-- WHAT YOU NEED TO DO --
Extract every line that includes the string "React".

-- EXCERPTED RECORDS --
** Start **

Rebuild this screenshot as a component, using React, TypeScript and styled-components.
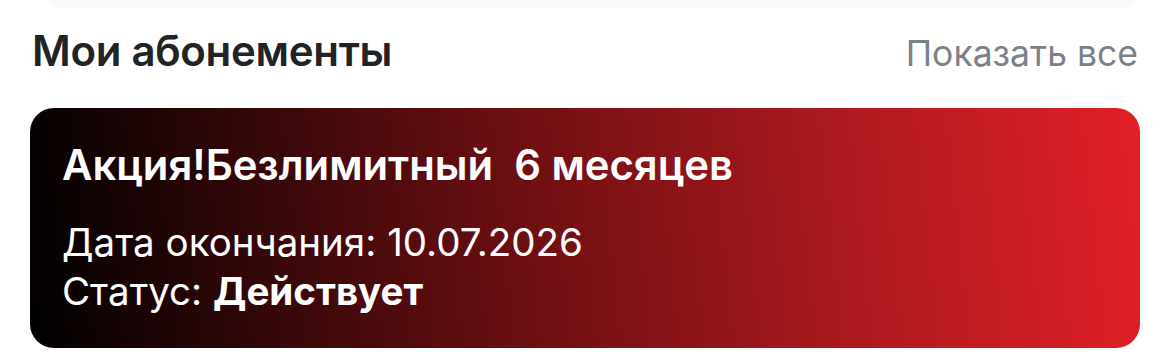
import React from "react";
import styled, { createGlobalStyle } from "styled-components";

const GlobalStyle = createGlobalStyle`
  html, body {
    margin: 0;
    padding: 0;
    background: #ffffff;
  }
  body {
    font-family: Inter, "Noto Sans", sans-serif;
    -webkit-font-smoothing: antialiased;
  }
`;

const Page = styled.div`
  width: 1170px;
  height: 357px;
  overflow: hidden;
  background: #fff;
`;

const PrevCard = styled.div`
  height: 8px;
  margin: 0 35px 0 48px;
  background: #fafafa;
  border-radius: 0 0 20px 20px;
`;

const SectionHeader = styled.div`
  display: flex;
  align-items: baseline;
  justify-content: space-between;
  padding: 17px 32px 0 32px;
  height: 80px;
  box-sizing: border-box;
`;

const SectionTitle = styled.h2`
  margin: 0;
  font-size: 42px;
  font-weight: 600;
  color: #222325;
  letter-spacing: -0.3px;
  line-height: 52px;
`;

const ShowAll = styled.a`
  font-size: 35.5px;
  font-weight: 400;
  color: #7b8188;
  line-height: 52px;
  text-decoration: none;
  cursor: pointer;
`;

const SubCard = styled.div`
  margin: 20px 30px 0 30px;
  height: 240px;
  box-sizing: border-box;
  padding: 32px 32px 0 32px;
  border-radius: 24px;
  background: linear-gradient(84deg, #000000 0%, #6e0f12 45%, #b01a20 75%, #e21f27 100%);
  color: #fff;
`;

const CardTitle = styled.div`
  font-size: 41.8px;
  font-weight: 600;
  line-height: 50px;
  white-space: pre;
  margin-bottom: 28px;
`;

const InfoLine = styled.div`
  font-size: 38.5px;
  font-weight: 400;
  line-height: 49px;
`;

const Strong = styled.span`
  font-weight: 700;
`;

export default function App() {
  return (
    <Page>
      <GlobalStyle />
      <PrevCard />
      <SectionHeader>
        <SectionTitle>Мои абонементы</SectionTitle>
        <ShowAll>Показать все</ShowAll>
      </SectionHeader>
      <SubCard>
        <CardTitle>{"Акция!Безлимитный  6 месяцев"}</CardTitle>
        <InfoLine>Дата окончания: 10.07.2026</InfoLine>
        <InfoLine>
          Статус: <Strong>Действует</Strong>
        </InfoLine>
      </SubCard>
    </Page>
  );
}
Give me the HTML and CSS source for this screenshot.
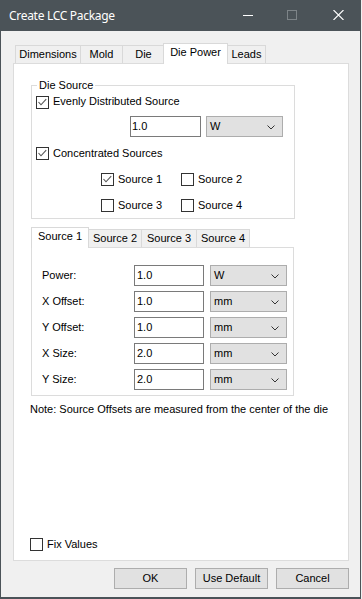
FILE: index.html
```html
<!DOCTYPE html>
<html>
<head>
<meta charset="utf-8">
<title>Create LCC Package</title>
<link rel="stylesheet" href="styles.css">
</head>
<body>
<div class="window">
  <div class="titlebar">
    <span class="title">Create LCC Package</span>
    <div class="caption-buttons">
      <svg class="cap-icon cap-min" width="10" height="10" viewBox="0 0 10 10"><line x1="0" y1="5.5" x2="10" y2="5.5" stroke="#ffffff" stroke-width="1"/></svg>
      <svg class="cap-icon cap-max" width="10" height="10" viewBox="0 0 10 10"><rect x="0.5" y="0.5" width="9" height="9" fill="none" stroke="#7d8488" stroke-width="1"/></svg>
      <svg class="cap-icon cap-close" width="11" height="10" viewBox="0 0 11 10"><path d="M0.5 0 L10.5 10 M10.5 0 L0.5 10" stroke="#ffffff" stroke-width="1.1" fill="none"/></svg>
    </div>
  </div>
  <div class="content">
    <div class="tabstrip main-tabs">
      <div class="tab t-dimensions">Dimensions</div>
      <div class="tab t-mold">Mold</div>
      <div class="tab t-die">Die</div>
      <div class="tab selected t-diepower">Die Power</div>
      <div class="tab t-leads">Leads</div>
    </div>
    <div class="tabpanel main-panel">
      <fieldset class="group">
        <legend>Die Source</legend>
        <div class="check check-evenly">
          <span class="box"><svg width="11" height="11" viewBox="0 0 11 11"><polyline points="1.5,5 4,7.8 9.2,2.2" fill="none" stroke="#555555" stroke-width="1.1"/></svg></span>
          <span class="lbl">Evenly Distributed Source</span>
        </div>
        <div class="field-row group-field">
          <div class="textbox tb-group">1.0</div>
          <div class="combo cb-group"><span>W</span><svg width="8" height="5" viewBox="0 0 8 5"><polyline points="0.5,0.5 4,4 7.5,0.5" fill="none" stroke="#333333" stroke-width="1"/></svg></div>
        </div>
        <div class="check check-conc">
          <span class="box"><svg width="11" height="11" viewBox="0 0 11 11"><polyline points="1.5,5 4,7.8 9.2,2.2" fill="none" stroke="#555555" stroke-width="1.1"/></svg></span>
          <span class="lbl">Concentrated Sources</span>
        </div>
        <div class="source-grid">
          <div class="check">
            <span class="box"><svg width="11" height="11" viewBox="0 0 11 11"><polyline points="1.5,5 4,7.8 9.2,2.2" fill="none" stroke="#555555" stroke-width="1.1"/></svg></span>
            <span class="lbl">Source 1</span>
          </div>
          <div class="check"><span class="box"></span><span class="lbl">Source 2</span></div>
          <div class="check"><span class="box"></span><span class="lbl">Source 3</span></div>
          <div class="check"><span class="box"></span><span class="lbl">Source 4</span></div>
        </div>
      </fieldset>

      <div class="tabstrip sub-tabs">
        <div class="tab selected s1">Source 1</div>
        <div class="tab s2">Source 2</div>
        <div class="tab s3">Source 3</div>
        <div class="tab s4">Source 4</div>
      </div>
      <div class="tabpanel sub-panel">
        <div class="prop-row">
          <span class="prop-label">Power:</span>
          <div class="textbox tb-prop">1.0</div>
          <div class="combo cb-prop"><span>W</span><svg width="8" height="5" viewBox="0 0 8 5"><polyline points="0.5,0.5 4,4 7.5,0.5" fill="none" stroke="#333333" stroke-width="1"/></svg></div>
        </div>
        <div class="prop-row">
          <span class="prop-label">X Offset:</span>
          <div class="textbox tb-prop">1.0</div>
          <div class="combo cb-prop"><span>mm</span><svg width="8" height="5" viewBox="0 0 8 5"><polyline points="0.5,0.5 4,4 7.5,0.5" fill="none" stroke="#333333" stroke-width="1"/></svg></div>
        </div>
        <div class="prop-row">
          <span class="prop-label">Y Offset:</span>
          <div class="textbox tb-prop">1.0</div>
          <div class="combo cb-prop"><span>mm</span><svg width="8" height="5" viewBox="0 0 8 5"><polyline points="0.5,0.5 4,4 7.5,0.5" fill="none" stroke="#333333" stroke-width="1"/></svg></div>
        </div>
        <div class="prop-row">
          <span class="prop-label">X Size:</span>
          <div class="textbox tb-prop">2.0</div>
          <div class="combo cb-prop"><span>mm</span><svg width="8" height="5" viewBox="0 0 8 5"><polyline points="0.5,0.5 4,4 7.5,0.5" fill="none" stroke="#333333" stroke-width="1"/></svg></div>
        </div>
        <div class="prop-row">
          <span class="prop-label">Y Size:</span>
          <div class="textbox tb-prop">2.0</div>
          <div class="combo cb-prop"><span>mm</span><svg width="8" height="5" viewBox="0 0 8 5"><polyline points="0.5,0.5 4,4 7.5,0.5" fill="none" stroke="#333333" stroke-width="1"/></svg></div>
        </div>
      </div>

      <p class="note">Note: Source Offsets are measured from the center of the die</p>

      <div class="check check-fix"><span class="box"></span><span class="lbl">Fix Values</span></div>
    </div>
    <div class="buttons">
      <div class="btn">OK</div>
      <div class="btn">Use Default</div>
      <div class="btn">Cancel</div>
    </div>
  </div>
</div>
</body>
</html>
```

FILE: styles.css
```css
html, body {
  margin: 0;
  padding: 0;
}
body {
  background: #f0f0f0;
  font-family: "Liberation Sans", Arial, sans-serif;
  font-size: 11px;
  color: #000000;
}
.window {
  width: 361px;
  height: 599px;
  box-sizing: border-box;
  border: 1px solid #4b5358;
  border-top: none;
  border-bottom-width: 2px;
  background: #f0f0f0;
  display: flex;
  flex-direction: column;
}
.titlebar {
  height: 31px;
  flex: none;
  background: #4b5358;
  display: flex;
  align-items: flex-start;
  padding-left: 8px;
  padding-right: 16px;
}
.title {
  font-family: "Noto Sans", "Open Sans", sans-serif;
  font-size: 12px;
  letter-spacing: -0.3px;
  line-height: 31px;
  color: #ffffff;
}
.caption-buttons {
  margin-left: auto;
  display: flex;
  align-items: flex-start;
  margin-top: 10px;
}
.cap-icon { display: block; }
.cap-max { margin-left: 34px; }
.cap-close { margin-left: 36px; }

.content {
  flex: 1;
  padding: 12px 11px 0 12px;
  display: flex;
  flex-direction: column;
}

/* tabs */
.tabstrip {
  display: flex;
  align-items: flex-end;
  height: 20px;
  flex: none;
}
.main-tabs { padding-left: 2px; }
.tab {
  box-sizing: border-box;
  height: 18px;
  border: 1px solid #d9d9d9;
  border-bottom: none;
  background: #f0f0f0;
  margin-right: -1px;
  text-align: center;
  line-height: 17px;
  white-space: nowrap;
}
.tab.selected {
  height: 21px;
  margin-bottom: -1px;
  background: #ffffff;
  position: relative;
  z-index: 1;
}
.t-dimensions { width: 66px; }
.t-mold { width: 43px; }
.t-die { width: 43px; }
.t-diepower { width: 65px; margin-left: -1px; }
.t-leads { width: 39px; }

.tabpanel {
  box-sizing: border-box;
  border: 1px solid #dcdcdc;
  background: #ffffff;
}
.main-panel {
  height: 498px;
  flex: none;
  display: flex;
  flex-direction: column;
}

/* group box */
.group {
  margin: 15px 0 0 17px;
  width: 264px;
  box-sizing: border-box;
  padding: 0 0 6px 0;
  border: 1px solid #dcdcdc;
  min-width: 0;
}
.group legend {
  margin-left: 5px;
  padding: 0 2px;
  line-height: 13px;
}

/* checkboxes */
.check {
  display: flex;
  align-items: flex-start;
  height: 13px;
}
.box {
  box-sizing: border-box;
  width: 13px;
  height: 13px;
  flex: none;
  border: 1px solid #333333;
  background: #ffffff;
  display: flex;
}
.box svg { display: block; }
.lbl {
  margin-left: 4px;
  line-height: 13px;
  white-space: nowrap;
}
.check-evenly { margin: 4px 0 0 4px; }
.check-evenly .lbl { margin-top: -1px; }
.check-conc { margin: 10px 0 0 4px; }
.source-grid {
  margin: 13px 0 0 69px;
  display: grid;
  grid-template-columns: 80px 80px;
  row-gap: 13px;
}
.check-fix {
  margin: auto 0 9px 16px;
}

/* fields */
.field-row {
  display: flex;
  height: 21px;
}
.group-field { margin: 7px 0 0 98px; }
.textbox {
  box-sizing: border-box;
  height: 21px;
  border: 1px solid #7a7a7a;
  background: #ffffff;
  padding-left: 1px;
  line-height: 19px;
}
.combo {
  box-sizing: border-box;
  height: 21px;
  border: 1px solid #adadad;
  background: #e1e1e1;
  display: flex;
  align-items: center;
  justify-content: space-between;
  padding: 0 7px 0 3px;
  line-height: 19px;
}
.combo svg { display: block; margin-top: 1px; }
.tb-group { width: 71px; }
.cb-group { width: 77px; margin-left: 5px; }

/* sub tabs */
.sub-tabs { margin: 8px 0 0 17px; }
.s1 { width: 58px; }
.s2 { width: 54px; }
.s3 { width: 56px; }
.s4 { width: 54px; }
.sub-panel {
  margin-left: 17px;
  width: 263px;
  height: 149px;
  flex: none;
  padding: 17px 0 0 10px;
  display: flex;
  flex-direction: column;
  gap: 5px;
}
.prop-row {
  display: flex;
  align-items: center;
  height: 21px;
}
.prop-label {
  width: 92px;
  flex: none;
  line-height: 21px;
}
.tb-prop { width: 70px; padding-left: 2px; }
.cb-prop { width: 77px; margin-left: 6px; }

.note {
  margin: 7px 0 0 16px;
  line-height: 13px;
  white-space: nowrap;
}

/* buttons */
.buttons {
  margin-top: 7px;
  display: flex;
  justify-content: flex-end;
  gap: 8px;
}
.btn {
  box-sizing: border-box;
  width: 73px;
  height: 21px;
  border: 1px solid #adadad;
  background: #e1e1e1;
  text-align: center;
  line-height: 19px;
}
```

** End **

-- THE SOLUTION --
Rebuild this screenshot as a component, using React, TypeScript and styled-components.
import React from "react";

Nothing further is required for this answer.